**EXERCISE AIM:** Each line that includes the string "React" counts once; give the total and nothing else.

**INFORMATION SHOWN:**

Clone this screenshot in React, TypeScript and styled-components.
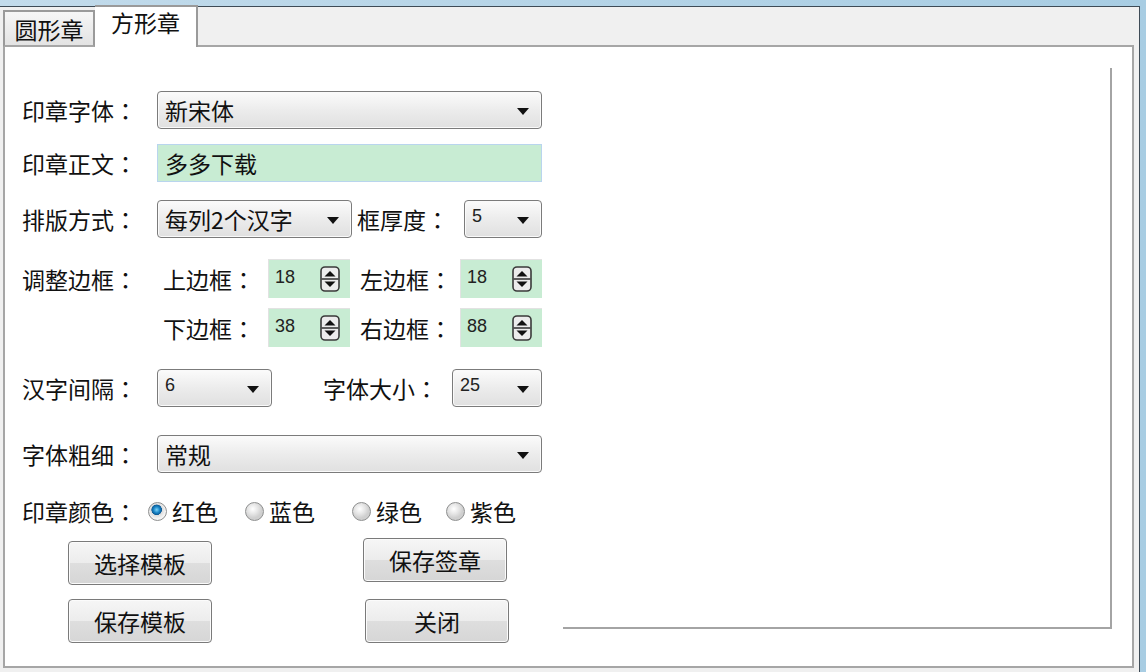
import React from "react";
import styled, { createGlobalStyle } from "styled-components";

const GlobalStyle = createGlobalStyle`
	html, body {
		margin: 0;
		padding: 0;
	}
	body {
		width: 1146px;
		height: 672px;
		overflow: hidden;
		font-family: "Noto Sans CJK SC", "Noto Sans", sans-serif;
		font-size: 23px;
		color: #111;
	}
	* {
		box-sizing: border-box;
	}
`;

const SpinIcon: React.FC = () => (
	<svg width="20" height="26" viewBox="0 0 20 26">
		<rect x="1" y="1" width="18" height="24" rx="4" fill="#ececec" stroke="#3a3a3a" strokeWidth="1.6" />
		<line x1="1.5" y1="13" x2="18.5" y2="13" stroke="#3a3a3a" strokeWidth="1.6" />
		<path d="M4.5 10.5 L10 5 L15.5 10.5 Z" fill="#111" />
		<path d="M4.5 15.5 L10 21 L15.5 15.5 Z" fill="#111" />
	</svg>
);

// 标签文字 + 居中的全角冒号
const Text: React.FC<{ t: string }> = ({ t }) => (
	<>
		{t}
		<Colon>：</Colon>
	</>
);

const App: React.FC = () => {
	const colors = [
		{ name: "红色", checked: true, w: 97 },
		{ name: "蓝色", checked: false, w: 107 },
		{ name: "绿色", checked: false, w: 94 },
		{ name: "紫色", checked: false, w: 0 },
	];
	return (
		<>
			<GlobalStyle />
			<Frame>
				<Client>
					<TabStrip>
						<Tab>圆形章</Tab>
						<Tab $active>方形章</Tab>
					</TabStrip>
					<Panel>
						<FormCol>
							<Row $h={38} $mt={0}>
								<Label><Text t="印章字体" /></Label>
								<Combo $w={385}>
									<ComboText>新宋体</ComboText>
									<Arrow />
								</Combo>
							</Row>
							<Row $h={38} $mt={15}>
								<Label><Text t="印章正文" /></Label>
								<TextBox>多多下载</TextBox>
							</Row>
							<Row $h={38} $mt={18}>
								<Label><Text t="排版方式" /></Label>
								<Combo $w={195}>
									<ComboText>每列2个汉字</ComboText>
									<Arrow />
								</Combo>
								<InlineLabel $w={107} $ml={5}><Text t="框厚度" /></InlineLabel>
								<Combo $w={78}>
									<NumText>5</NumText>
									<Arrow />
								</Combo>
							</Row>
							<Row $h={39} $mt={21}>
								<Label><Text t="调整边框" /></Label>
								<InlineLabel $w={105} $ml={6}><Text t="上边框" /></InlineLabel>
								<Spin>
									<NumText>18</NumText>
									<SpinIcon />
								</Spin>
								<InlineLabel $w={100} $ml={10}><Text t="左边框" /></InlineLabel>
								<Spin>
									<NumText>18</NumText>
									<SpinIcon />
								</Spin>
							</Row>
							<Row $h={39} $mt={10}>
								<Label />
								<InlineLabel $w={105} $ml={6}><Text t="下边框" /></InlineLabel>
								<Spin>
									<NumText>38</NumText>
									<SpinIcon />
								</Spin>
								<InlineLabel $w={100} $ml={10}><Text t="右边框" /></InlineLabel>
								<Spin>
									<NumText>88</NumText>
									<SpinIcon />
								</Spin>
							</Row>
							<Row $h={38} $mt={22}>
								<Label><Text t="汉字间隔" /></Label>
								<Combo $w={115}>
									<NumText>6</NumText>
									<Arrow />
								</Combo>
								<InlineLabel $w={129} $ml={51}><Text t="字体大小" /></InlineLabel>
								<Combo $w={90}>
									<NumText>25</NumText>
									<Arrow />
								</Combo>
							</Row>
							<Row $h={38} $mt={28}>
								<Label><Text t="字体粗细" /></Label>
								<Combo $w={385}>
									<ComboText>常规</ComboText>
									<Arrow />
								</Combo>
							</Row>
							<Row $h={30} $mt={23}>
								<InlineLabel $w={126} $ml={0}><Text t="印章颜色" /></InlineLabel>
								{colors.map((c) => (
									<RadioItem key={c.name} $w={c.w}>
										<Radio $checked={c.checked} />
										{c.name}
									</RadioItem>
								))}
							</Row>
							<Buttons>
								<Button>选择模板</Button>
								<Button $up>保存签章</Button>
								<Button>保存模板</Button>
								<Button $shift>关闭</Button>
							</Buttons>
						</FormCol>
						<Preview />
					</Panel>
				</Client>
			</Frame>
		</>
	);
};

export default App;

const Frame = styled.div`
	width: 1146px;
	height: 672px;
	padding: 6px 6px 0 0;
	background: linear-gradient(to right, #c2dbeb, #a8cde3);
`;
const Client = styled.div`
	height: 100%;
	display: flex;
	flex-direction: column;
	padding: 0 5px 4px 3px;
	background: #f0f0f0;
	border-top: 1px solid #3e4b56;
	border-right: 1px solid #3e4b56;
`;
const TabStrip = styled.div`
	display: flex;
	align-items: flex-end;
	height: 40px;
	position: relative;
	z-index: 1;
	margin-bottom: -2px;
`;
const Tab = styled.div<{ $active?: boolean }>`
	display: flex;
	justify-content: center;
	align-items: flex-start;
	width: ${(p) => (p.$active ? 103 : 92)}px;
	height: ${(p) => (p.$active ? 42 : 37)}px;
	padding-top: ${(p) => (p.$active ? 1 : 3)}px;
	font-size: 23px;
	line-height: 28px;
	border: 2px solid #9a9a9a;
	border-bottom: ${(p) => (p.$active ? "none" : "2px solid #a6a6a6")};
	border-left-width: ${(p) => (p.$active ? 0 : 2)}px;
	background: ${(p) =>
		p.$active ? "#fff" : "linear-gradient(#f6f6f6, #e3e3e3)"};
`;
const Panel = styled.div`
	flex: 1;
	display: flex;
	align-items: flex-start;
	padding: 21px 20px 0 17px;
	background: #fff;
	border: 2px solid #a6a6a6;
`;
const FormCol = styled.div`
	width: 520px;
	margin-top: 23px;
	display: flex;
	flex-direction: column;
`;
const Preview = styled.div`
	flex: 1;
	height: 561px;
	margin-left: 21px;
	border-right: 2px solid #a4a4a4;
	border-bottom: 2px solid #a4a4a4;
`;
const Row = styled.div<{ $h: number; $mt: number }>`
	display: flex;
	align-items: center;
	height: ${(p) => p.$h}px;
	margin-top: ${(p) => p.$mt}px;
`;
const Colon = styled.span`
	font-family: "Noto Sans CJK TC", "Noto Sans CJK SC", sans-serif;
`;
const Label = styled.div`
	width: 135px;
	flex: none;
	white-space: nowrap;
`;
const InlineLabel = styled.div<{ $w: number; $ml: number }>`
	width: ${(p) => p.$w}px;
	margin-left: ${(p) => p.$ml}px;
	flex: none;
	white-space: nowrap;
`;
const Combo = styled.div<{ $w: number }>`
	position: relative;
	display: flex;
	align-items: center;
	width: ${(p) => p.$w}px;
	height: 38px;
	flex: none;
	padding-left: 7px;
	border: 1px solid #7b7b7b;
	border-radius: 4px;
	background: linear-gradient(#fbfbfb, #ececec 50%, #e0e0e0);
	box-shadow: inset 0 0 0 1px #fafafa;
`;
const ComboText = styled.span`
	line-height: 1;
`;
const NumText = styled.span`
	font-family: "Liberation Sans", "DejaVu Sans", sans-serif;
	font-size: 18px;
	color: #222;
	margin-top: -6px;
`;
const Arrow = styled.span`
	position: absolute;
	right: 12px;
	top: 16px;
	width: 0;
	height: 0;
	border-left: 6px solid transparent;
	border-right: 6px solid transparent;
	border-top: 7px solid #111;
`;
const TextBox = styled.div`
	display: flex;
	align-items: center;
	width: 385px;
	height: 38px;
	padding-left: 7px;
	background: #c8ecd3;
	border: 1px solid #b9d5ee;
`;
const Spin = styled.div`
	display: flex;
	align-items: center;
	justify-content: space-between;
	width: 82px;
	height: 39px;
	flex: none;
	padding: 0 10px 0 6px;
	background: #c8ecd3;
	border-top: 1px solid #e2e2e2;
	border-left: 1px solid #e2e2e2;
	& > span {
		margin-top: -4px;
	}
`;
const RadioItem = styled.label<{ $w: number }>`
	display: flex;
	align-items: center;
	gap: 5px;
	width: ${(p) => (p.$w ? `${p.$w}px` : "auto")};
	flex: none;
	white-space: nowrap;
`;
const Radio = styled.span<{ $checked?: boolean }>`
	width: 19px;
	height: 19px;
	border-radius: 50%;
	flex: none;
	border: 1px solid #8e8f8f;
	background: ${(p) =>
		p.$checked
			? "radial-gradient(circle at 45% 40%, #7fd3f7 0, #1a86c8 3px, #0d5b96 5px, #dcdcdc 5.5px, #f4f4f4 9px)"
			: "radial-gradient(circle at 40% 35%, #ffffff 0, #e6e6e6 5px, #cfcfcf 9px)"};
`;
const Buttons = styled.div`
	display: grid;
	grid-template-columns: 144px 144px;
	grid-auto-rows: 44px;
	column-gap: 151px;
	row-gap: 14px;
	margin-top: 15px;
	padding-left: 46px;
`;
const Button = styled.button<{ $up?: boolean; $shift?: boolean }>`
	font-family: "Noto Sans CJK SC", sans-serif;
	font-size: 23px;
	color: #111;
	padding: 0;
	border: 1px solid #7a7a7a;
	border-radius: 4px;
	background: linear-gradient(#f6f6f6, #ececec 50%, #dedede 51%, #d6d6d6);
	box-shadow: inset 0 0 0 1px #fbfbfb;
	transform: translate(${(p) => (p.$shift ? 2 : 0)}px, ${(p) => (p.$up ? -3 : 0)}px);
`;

**SOLVED PROBLEM:** 5